Data extract -
** start **

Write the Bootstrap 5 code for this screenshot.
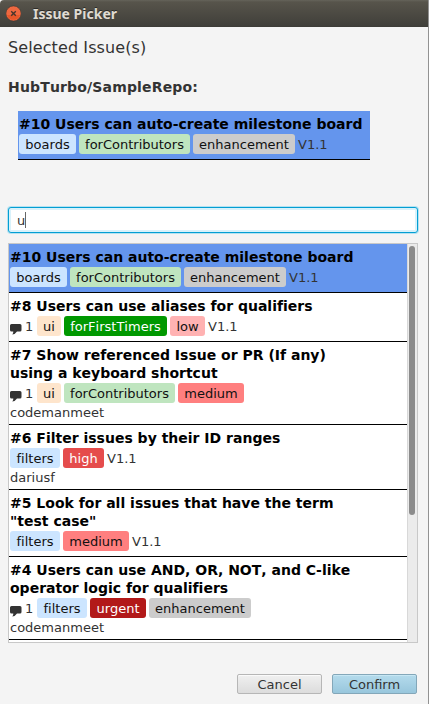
<!DOCTYPE html>
<html lang="en">
<head>
<meta charset="utf-8">
<meta name="viewport" content="width=device-width, initial-scale=1">
<title>Issue Picker</title>
<link rel="stylesheet" href="https://cdn.jsdelivr.net/npm/bootstrap@5.3.0/dist/css/bootstrap.min.css">
<style>
body{font:13px/20px "DejaVu Sans",sans-serif;color:#333;background:#f4f4f4;font-kerning:none;font-variant-ligatures:none}
.window{width:429px;height:704px;border-right:1px solid #929292;background:#f4f4f4}
.titlebar{height:27px;width:428px;padding-left:6px;background:linear-gradient(#65635a 0,#57544b 2px,#403f3a 26px,#3b3a36);border-top-left-radius:4px;color:#dfdbd2;font:bold 14px/27px "Noto Sans",sans-serif;text-shadow:0 -1px #2c2b28}
.titlebar span{margin-left:12px;letter-spacing:0}
.content{padding:0 11px 0 8px}
.heading{font-size:16px;line-height:20px;margin-top:11px;letter-spacing:.1px}
.repo{font-size:14px;line-height:18px;font-weight:700;margin-top:20px;letter-spacing:.16px}
.picked{width:352px;margin:15px 0 0 10px}
.issue{padding:4px 1px 5px;border-bottom:1px solid #000;background:#fff}
.issue.active{background:#6495ed}
.issue-title{color:#000;font-size:14px;line-height:18px;font-weight:700;margin-bottom:1px;white-space:nowrap}
.tags{gap:3px;height:20px;line-height:22px;white-space:nowrap}
.comment-icon{margin-top:7px}
.count{width:9px}
.tag{flex:none;height:20px;text-align:center;border-radius:3px;color:#111}
.boards{width:57px;background:#cce5ff}.filters{width:50px;background:#cce5ff}
.contributors{width:111px;background:#bfe5bf}.enhancement{width:102px;background:#ccc}
.ui{width:24px;background:#fee5cc}.first-timers{width:103px;background:#009800;color:#fff}
.low{width:35px;background:#ffb2b2}.medium{width:66px;background:#ff7f7f}
.high{width:41px;background:#e54c4c;color:#fff}.urgent{width:56px;background:#b21919;color:#fff}
.author{line-height:16px;padding-top:2px;height:16px}
.query{display:block;width:410px;height:26px;margin:47px 0 0;padding:0 8px;border:1px solid #039ed3;border-radius:3px;background:#fff;box-shadow:0 0 0 1px #b5e2f1,inset 0 0 0 2px #d9f2fb;line-height:25px}
.caret{display:inline-block;width:1px;height:16px;background:#666;vertical-align:-3px}
.results{width:410px;height:400px;margin-top:10px;border:1px solid #c8c8c8;background:#fff}
.scroller{width:10px;padding:2px 1px 0 0;background:#ebebeb;border-left:1px solid #d8d8d8}
.thumb{width:6px;height:269px;border-radius:3px;background:#8b8b8b;margin-left:1px}
.actions{margin-top:31px;gap:10px}
.actions .btn{width:85px;height:20px;padding:0;border:1px solid #b6b6b6;border-radius:2px;font:13px/20px "DejaVu Sans",sans-serif;color:#333;background:linear-gradient(#f0f0f0,#dcdcdc);box-shadow:inset 0 1px #fafafa}
.actions .confirm{border-color:#83a7b9;background:linear-gradient(#b4dbec,#98c6dc);box-shadow:inset 0 1px #c7e7f4}
</style>
</head>
<body>
<svg class="d-none"><symbol id="comment" viewBox="0 0 12 12"><path fill="#333" d="M1.500 1h8.500Q11.500 1 11.500 2.500v4.500Q11.500 8.500 10 8.500H7Q5.500 11 2.300 11.500Q3.500 10 3.300 8.500H1.500Q0 8.500 0 7v-4.500Q0 1 1.500 1z"/></symbol></svg>
<main class="window overflow-hidden">
<header class="titlebar d-flex align-items-center">
<svg width="15" height="17" viewBox="0 0 15 17"><circle cx="7.500" cy="8.500" r="7.600" fill="#ee6840" stroke="#3c3832" stroke-width=".6"/><path d="M1 10a6.800 6.800 0 0 0 13 0" fill="#e75729"/><path d="M5.200 6.200l4.600 4.600m0-4.600l-4.600 4.600" stroke="#48352b" stroke-width="1.400"/></svg>
<span>Issue Picker</span>
</header>
<div class="content">
<div class="heading">Selected Issue(s)</div>
<div class="repo">HubTurbo/SampleRepo:</div>
<div class="picked"><div class="issue active"><div class="issue-title">#10 Users can auto-create milestone board</div><div class="tags d-flex"><span class="tag boards">boards</span><span class="tag contributors">forContributors</span><span class="tag enhancement">enhancement</span><span>V1.1</span></div></div></div>
<div class="query">u<span class="caret"></span></div>
<div class="results d-flex overflow-hidden">
<div class="flex-grow-1">
<div class="issue active"><div class="issue-title">#10 Users can auto-create milestone board</div><div class="tags d-flex"><span class="tag boards">boards</span><span class="tag contributors">forContributors</span><span class="tag enhancement">enhancement</span><span>V1.1</span></div></div>
<div class="issue"><div class="issue-title">#8 Users can use aliases for qualifiers</div><div class="tags d-flex"><svg width="12" height="12" class="comment-icon"><use href="#comment"/></svg><span class="count">1</span><span class="tag ui">ui</span><span class="tag first-timers">forFirstTimers</span><span class="tag low">low</span><span>V1.1</span></div></div>
<div class="issue"><div class="issue-title">#7 Show referenced Issue or PR (If any)<br>using a keyboard shortcut</div><div class="tags d-flex"><svg width="12" height="12" class="comment-icon"><use href="#comment"/></svg><span class="count">1</span><span class="tag ui">ui</span><span class="tag contributors">forContributors</span><span class="tag medium">medium</span></div><div class="author">codemanmeet</div></div>
<div class="issue"><div class="issue-title">#6 Filter issues by their ID ranges</div><div class="tags d-flex"><span class="tag filters">filters</span><span class="tag high">high</span><span>V1.1</span></div><div class="author">dariusf</div></div>
<div class="issue"><div class="issue-title">#5 Look for all issues that have the term<br>"test case"</div><div class="tags d-flex"><span class="tag filters">filters</span><span class="tag medium">medium</span><span>V1.1</span></div></div>
<div class="issue"><div class="issue-title">#4 Users can use AND, OR, NOT, and C-like<br>operator logic for qualifiers</div><div class="tags d-flex"><svg width="12" height="12" class="comment-icon"><use href="#comment"/></svg><span class="count">1</span><span class="tag filters">filters</span><span class="tag urgent">urgent</span><span class="tag enhancement">enhancement</span></div><div class="author">codemanmeet</div></div>
</div>
<div class="scroller flex-shrink-0"><div class="thumb"></div></div>
</div>
<div class="actions d-flex justify-content-end"><button type="button" class="btn">Cancel</button><button type="button" class="btn confirm">Confirm</button></div>
</div>
</main>
<script src="https://cdn.jsdelivr.net/npm/bootstrap@5.3.0/dist/js/bootstrap.bundle.min.js"></script>
</body>
</html>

** end **

Stated task - Return all of the data exactly as written, and drop the pictures.

Answer in full -
Write the Bootstrap 5 code for this screenshot.
<!DOCTYPE html>
<html lang="en">
<head>
<meta charset="utf-8">
<meta name="viewport" content="width=device-width, initial-scale=1">
<title>Issue Picker</title>
<link rel="stylesheet" href="https://cdn.jsdelivr.net/npm/bootstrap@5.3.0/dist/css/bootstrap.min.css">
<style>
body{font:13px/20px "DejaVu Sans",sans-serif;color:#333;background:#f4f4f4;font-kerning:none;font-variant-ligatures:none}
.window{width:429px;height:704px;border-right:1px solid #929292;background:#f4f4f4}
.titlebar{height:27px;width:428px;padding-left:6px;background:linear-gradient(#65635a 0,#57544b 2px,#403f3a 26px,#3b3a36);border-top-left-radius:4px;color:#dfdbd2;font:bold 14px/27px "Noto Sans",sans-serif;text-shadow:0 -1px #2c2b28}
.titlebar span{margin-left:12px;letter-spacing:0}
.content{padding:0 11px 0 8px}
.heading{font-size:16px;line-height:20px;margin-top:11px;letter-spacing:.1px}
.repo{font-size:14px;line-height:18px;font-weight:700;margin-top:20px;letter-spacing:.16px}
.picked{width:352px;margin:15px 0 0 10px}
.issue{padding:4px 1px 5px;border-bottom:1px solid #000;background:#fff}
.issue.active{background:#6495ed}
.issue-title{color:#000;font-size:14px;line-height:18px;font-weight:700;margin-bottom:1px;white-space:nowrap}
.tags{gap:3px;height:20px;line-height:22px;white-space:nowrap}
.comment-icon{margin-top:7px}
.count{width:9px}
.tag{flex:none;height:20px;text-align:center;border-radius:3px;color:#111}
.boards{width:57px;background:#cce5ff}.filters{width:50px;background:#cce5ff}
.contributors{width:111px;background:#bfe5bf}.enhancement{width:102px;background:#ccc}
.ui{width:24px;background:#fee5cc}.first-timers{width:103px;background:#009800;color:#fff}
.low{width:35px;background:#ffb2b2}.medium{width:66px;background:#ff7f7f}
.high{width:41px;background:#e54c4c;color:#fff}.urgent{width:56px;background:#b21919;color:#fff}
.author{line-height:16px;padding-top:2px;height:16px}
.query{display:block;width:410px;height:26px;margin:47px 0 0;padding:0 8px;border:1px solid #039ed3;border-radius:3px;background:#fff;box-shadow:0 0 0 1px #b5e2f1,inset 0 0 0 2px #d9f2fb;line-height:25px}
.caret{display:inline-block;width:1px;height:16px;background:#666;vertical-align:-3px}
.results{width:410px;height:400px;margin-top:10px;border:1px solid #c8c8c8;background:#fff}
.scroller{width:10px;padding:2px 1px 0 0;background:#ebebeb;border-left:1px solid #d8d8d8}
.thumb{width:6px;height:269px;border-radius:3px;background:#8b8b8b;margin-left:1px}
.actions{margin-top:31px;gap:10px}
.actions .btn{width:85px;height:20px;padding:0;border:1px solid #b6b6b6;border-radius:2px;font:13px/20px "DejaVu Sans",sans-serif;color:#333;background:linear-gradient(#f0f0f0,#dcdcdc);box-shadow:inset 0 1px #fafafa}
.actions .confirm{border-color:#83a7b9;background:linear-gradient(#b4dbec,#98c6dc);box-shadow:inset 0 1px #c7e7f4}
</style>
</head>
<body>
<svg class="d-none"><symbol id="comment" viewBox="0 0 12 12"><path fill="#333" d="M1.500 1h8.500Q11.500 1 11.500 2.500v4.500Q11.500 8.500 10 8.500H7Q5.500 11 2.300 11.500Q3.500 10 3.300 8.500H1.500Q0 8.500 0 7v-4.500Q0 1 1.500 1z"/></symbol></svg>
<main class="window overflow-hidden">
<header class="titlebar d-flex align-items-center">
<svg width="15" height="17" viewBox="0 0 15 17"><circle cx="7.500" cy="8.500" r="7.600" fill="#ee6840" stroke="#3c3832" stroke-width=".6"/><path d="M1 10a6.800 6.800 0 0 0 13 0" fill="#e75729"/><path d="M5.200 6.200l4.600 4.600m0-4.600l-4.600 4.600" stroke="#48352b" stroke-width="1.400"/></svg>
<span>Issue Picker</span>
</header>
<div class="content">
<div class="heading">Selected Issue(s)</div>
<div class="repo">HubTurbo/SampleRepo:</div>
<div class="picked"><div class="issue active"><div class="issue-title">#10 Users can auto-create milestone board</div><div class="tags d-flex"><span class="tag boards">boards</span><span class="tag contributors">forContributors</span><span class="tag enhancement">enhancement</span><span>V1.1</span></div></div></div>
<div class="query">u<span class="caret"></span></div>
<div class="results d-flex overflow-hidden">
<div class="flex-grow-1">
<div class="issue active"><div class="issue-title">#10 Users can auto-create milestone board</div><div class="tags d-flex"><span class="tag boards">boards</span><span class="tag contributors">forContributors</span><span class="tag enhancement">enhancement</span><span>V1.1</span></div></div>
<div class="issue"><div class="issue-title">#8 Users can use aliases for qualifiers</div><div class="tags d-flex"><svg width="12" height="12" class="comment-icon"><use href="#comment"/></svg><span class="count">1</span><span class="tag ui">ui</span><span class="tag first-timers">forFirstTimers</span><span class="tag low">low</span><span>V1.1</span></div></div>
<div class="issue"><div class="issue-title">#7 Show referenced Issue or PR (If any)<br>using a keyboard shortcut</div><div class="tags d-flex"><svg width="12" height="12" class="comment-icon"><use href="#comment"/></svg><span class="count">1</span><span class="tag ui">ui</span><span class="tag contributors">forContributors</span><span class="tag medium">medium</span></div><div class="author">codemanmeet</div></div>
<div class="issue"><div class="issue-title">#6 Filter issues by their ID ranges</div><div class="tags d-flex"><span class="tag filters">filters</span><span class="tag high">high</span><span>V1.1</span></div><div class="author">dariusf</div></div>
<div class="issue"><div class="issue-title">#5 Look for all issues that have the term<br>"test case"</div><div class="tags d-flex"><span class="tag filters">filters</span><span class="tag medium">medium</span><span>V1.1</span></div></div>
<div class="issue"><div class="issue-title">#4 Users can use AND, OR, NOT, and C-like<br>operator logic for qualifiers</div><div class="tags d-flex"><svg width="12" height="12" class="comment-icon"><use href="#comment"/></svg><span class="count">1</span><span class="tag filters">filters</span><span class="tag urgent">urgent</span><span class="tag enhancement">enhancement</span></div><div class="author">codemanmeet</div></div>
</div>
<div class="scroller flex-shrink-0"><div class="thumb"></div></div>
</div>
<div class="actions d-flex justify-content-end"><button type="button" class="btn">Cancel</button><button type="button" class="btn confirm">Confirm</button></div>
</div>
</main>
<script src="https://cdn.jsdelivr.net/npm/bootstrap@5.3.0/dist/js/bootstrap.bundle.min.js"></script>
</body>
</html>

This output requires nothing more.